Another post in preparation for the Urban and Regional exam on Wednesday. In class we covered two models of neighborhood change (1) Filtering and (2) Arbitrage. These are both models of neighborhood change and are of interest to urban economists because neighborhoods are a huge determinant of how people value homes and, from a social point of view, neighborhoods create environments where kids can grow to reach their full potential.


The filtering model states that the housing stock trickles down from high income to low income over time. Let me illustrate this with an example from another context. Suppose we are in the market for automobiles and there are three income categories: high, middle, and low.  High income people want to buy a new car and decide to trade in their old car (which still has a significant amount of useful life). The middle income people look at the car traded-in by the high income folks. If that traded-in car is at least as good as their current car and costs less they will trade-in their old car. This trickling down of the automobile stock continues.

There is a similar process with housing that occurs because (1) Architectural style changes, (2) Technology in housing gets better, and (3) Physical deterioration happens.  Though a house can be maintained to be up-to-date with new technology and physical deterioration can be slowed if maintenance costs ever exceed the price a house can fetch on the market watch out! That home will depreciate in value and a similar process will take place in the housing market, albeit with significantly higher transaction costs than the car market!

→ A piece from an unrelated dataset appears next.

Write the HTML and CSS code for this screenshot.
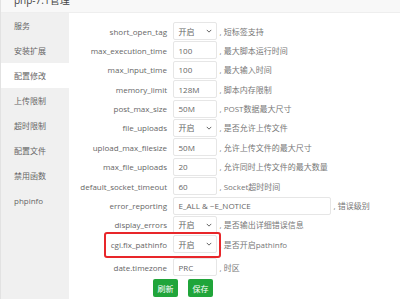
FILE: index.html
```html
<!DOCTYPE html>
<html>
<head>
  <meta charset="UTF-8">
  <title>php-7.1管理</title>
  <link rel="stylesheet" href="styles.css">
</head>
<body>
  <div class="layer">
    <div class="layer-title">php-7.1管理</div>
    <div class="layer-body">
      <ul class="side-menu">
        <li>服务</li>
        <li>安装扩展</li>
        <li class="active">配置修改</li>
        <li>上传限制</li>
        <li>超时限制</li>
        <li>配置文件</li>
        <li>禁用函数</li>
        <li>phpinfo</li>
      </ul>

      <div class="conf-panel">
        <div class="conf-row">
          <span class="conf-name">short_open_tag</span>
          <div class="conf-select">开启<svg viewBox="0 0 8 5"><polyline points="1,1 4,4 7,1"/></svg></div>
          <span class="conf-ps">, 短标签支持</span>
        </div>
        <div class="conf-row">
          <span class="conf-name">max_execution_time</span>
          <div class="conf-input">100</div>
          <span class="conf-ps">, 最大脚本运行时间</span>
        </div>
        <div class="conf-row">
          <span class="conf-name">max_input_time</span>
          <div class="conf-input">100</div>
          <span class="conf-ps">, 最大输入时间</span>
        </div>
        <div class="conf-row">
          <span class="conf-name">memory_limit</span>
          <div class="conf-input">128M</div>
          <span class="conf-ps">, 脚本内存限制</span>
        </div>
        <div class="conf-row">
          <span class="conf-name">post_max_size</span>
          <div class="conf-input">50M</div>
          <span class="conf-ps">, POST数据最大尺寸</span>
        </div>
        <div class="conf-row">
          <span class="conf-name">file_uploads</span>
          <div class="conf-select">开启<svg viewBox="0 0 8 5"><polyline points="1,1 4,4 7,1"/></svg></div>
          <span class="conf-ps">, 是否允许上传文件</span>
        </div>
        <div class="conf-row">
          <span class="conf-name">upload_max_filesize</span>
          <div class="conf-input">50M</div>
          <span class="conf-ps">, 允许上传文件的最大尺寸</span>
        </div>
        <div class="conf-row">
          <span class="conf-name">max_file_uploads</span>
          <div class="conf-input">20</div>
          <span class="conf-ps">, 允许同时上传文件的最大数量</span>
        </div>
        <div class="conf-row">
          <span class="conf-name">default_socket_timeout</span>
          <div class="conf-input">60</div>
          <span class="conf-ps">, Socket超时时间</span>
        </div>
        <div class="conf-row">
          <span class="conf-name">error_reporting</span>
          <div class="conf-input wide">E_ALL &amp; ~E_NOTICE</div>
          <span class="conf-ps">, 错误级别</span>
        </div>
        <div class="conf-row">
          <span class="conf-name">display_errors</span>
          <div class="conf-select">开启<svg viewBox="0 0 8 5"><polyline points="1,1 4,4 7,1"/></svg></div>
          <span class="conf-ps">, 是否输出详细错误信息</span>
        </div>
        <div class="conf-row marked">
          <span class="conf-name">cgi.fix_pathinfo</span>
          <div class="conf-select">开启<svg viewBox="0 0 8 5"><polyline points="1,1 4,4 7,1"/></svg></div>
          <span class="conf-ps">, 是否开启pathinfo</span>
        </div>
        <div class="conf-row">
          <span class="conf-name">date.timezone</span>
          <div class="conf-input">PRC</div>
          <span class="conf-ps">, 时区</span>
        </div>
        <div class="conf-btns">
          <button class="btn-green">刷新</button>
          <button class="btn-green">保存</button>
        </div>
      </div>
    </div>
    <!-- 标注框 -->
    <div class="mark-box"></div>
  </div>
</body>
</html>
```

FILE: styles.css
```css
/* 弹层整体 */
body {
  margin: 0;
  font-family: "Open Sans", "Noto Sans CJK SC", sans-serif;
  font-size: 8px;
  color: #666;
  background: #fff;
}

.layer {
  position: relative;
  width: 400px;
  height: 299px;
  overflow: hidden;
  border-left: 1px solid #e2e2e2;
  box-sizing: border-box;
}

.layer-title {
  height: 13px;
  line-height: 10px;
  padding-left: 13px;
  font-size: 10px;
  color: #444;
  background-color: #f8f8f8;
  border-bottom: 1px solid #eee;
  box-sizing: border-box;
  overflow: hidden;
}

.layer-title::before {
  content: "";
  display: block;
  margin-top: -5px;
}

.layer-body {
  display: flex;
  height: 286px;
}

/* 左侧菜单 */
.side-menu {
  list-style-type: none;
  margin: 0;
  padding: 0;
  width: 68px;
  background-color: #f0f0f0;
  flex-shrink: 0;
}

.side-menu li {
  height: 25px;
  line-height: 25px;
  padding-left: 13px;
  color: #666;
}

.side-menu li.active {
  background-color: #fff;
}

/* 配置表单 */
.conf-panel {
  flex: 1;
  padding-top: 9px;
}

.conf-row {
  display: flex;
  align-items: center;
  height: 18px;
  margin-bottom: 1.4px;
}

.conf-row.marked {
  margin-bottom: 5px;
}

.conf-name {
  width: 98px;
  text-align: right;
  color: #666;
  white-space: nowrap;
}

.conf-input,
.conf-select {
  display: flex;
  align-items: center;
  justify-content: space-between;
  width: 44px;
  height: 18px;
  margin-left: 5.5px;
  padding: 0 4px 0 5px;
  border: 1px solid #e6e6e6;
  border-radius: 2px;
  box-sizing: border-box;
  color: #666;
  background: #fff;
}

.conf-input.wide {
  width: 158px;
}

.conf-select svg {
  width: 6px;
  height: 4px;
  fill: none;
  stroke: #555;
  stroke-width: 1.2;
}

.conf-ps {
  margin-left: 3px;
  color: #777;
}

.conf-btns {
  display: flex;
  gap: 10px;
  padding-left: 84px;
  margin-top: 3px;
}

.btn-green {
  width: 25px;
  height: 18px;
  padding: 0;
  border: none;
  border-radius: 2px;
  background-color: #20a53a;
  color: #fff;
  font-family: inherit;
  font-size: 8px;
}

/* 红色标注 */
.mark-box {
  position: absolute;
  left: 103px;
  top: 232px;
  width: 117px;
  height: 26px;
  border: 2px solid #e8262a;
  border-radius: 3px;
  box-sizing: border-box;
}
```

The arbitrage model is a model based on prejudicial preferences. What do I mean? The assumption that high income people like to be around other high income people and white people like to be around other white people drives this model.  Imagine a border between a high and low income neighborhood (or different races). High income people along that border do not like where they are living because they are close to low income folks.  But, low income people like living near high income people for some reason. This was not clearly explained in class, but, there is literature on positive spillovers from public services like police patrol, fire safety, not to mention peer effects in schools. Then we need some "shock" to disturb the equilibrium like a redrawing of school zoning for example. Once this shock happens people from the border decide to move to the interior of the higher income area. But, anticipating this those already in the interior know they will be on the new border of low and high income housing. Because of this expectation they decide to move. Where does it end? We were not told in class, but, there are at least two reasonable thoughts about closing the model (1) Transportation costs become too great to move further away, (2) The benefit to the low income group declines as lot sizes get further from the CBD which would mean spillovers would not be as great.

The filtering model provides a reasonable explanation about why we see income increase away from the central business district. Also, the filtering model suggests that we have a choice with respect to low income housing options (1) We can build low income housing explicitly, or (2) We can subsidize the purchase of new housing and the housing stock will trickle down to the low income earners. 

But this is a treatment of the structure not of other meaningful housing attributes like public services and quality neighborhoods which empirically seem to be the reason people select their households. There is a looming question in all of this, how do you provide people all of these things in a scarce world? Just relying on the private market difficult trade-offs will need to be made. The governmental track record does not evoke confidence (see government's hand in the housing crisis). In addition, some attributes that spur success are less tangible, like a culture of achievement. Hard for the government to legislate that. Still another approach, underused, is the voluntary association approach. Nonprofit organizations of different kinds and churches certainly have a role.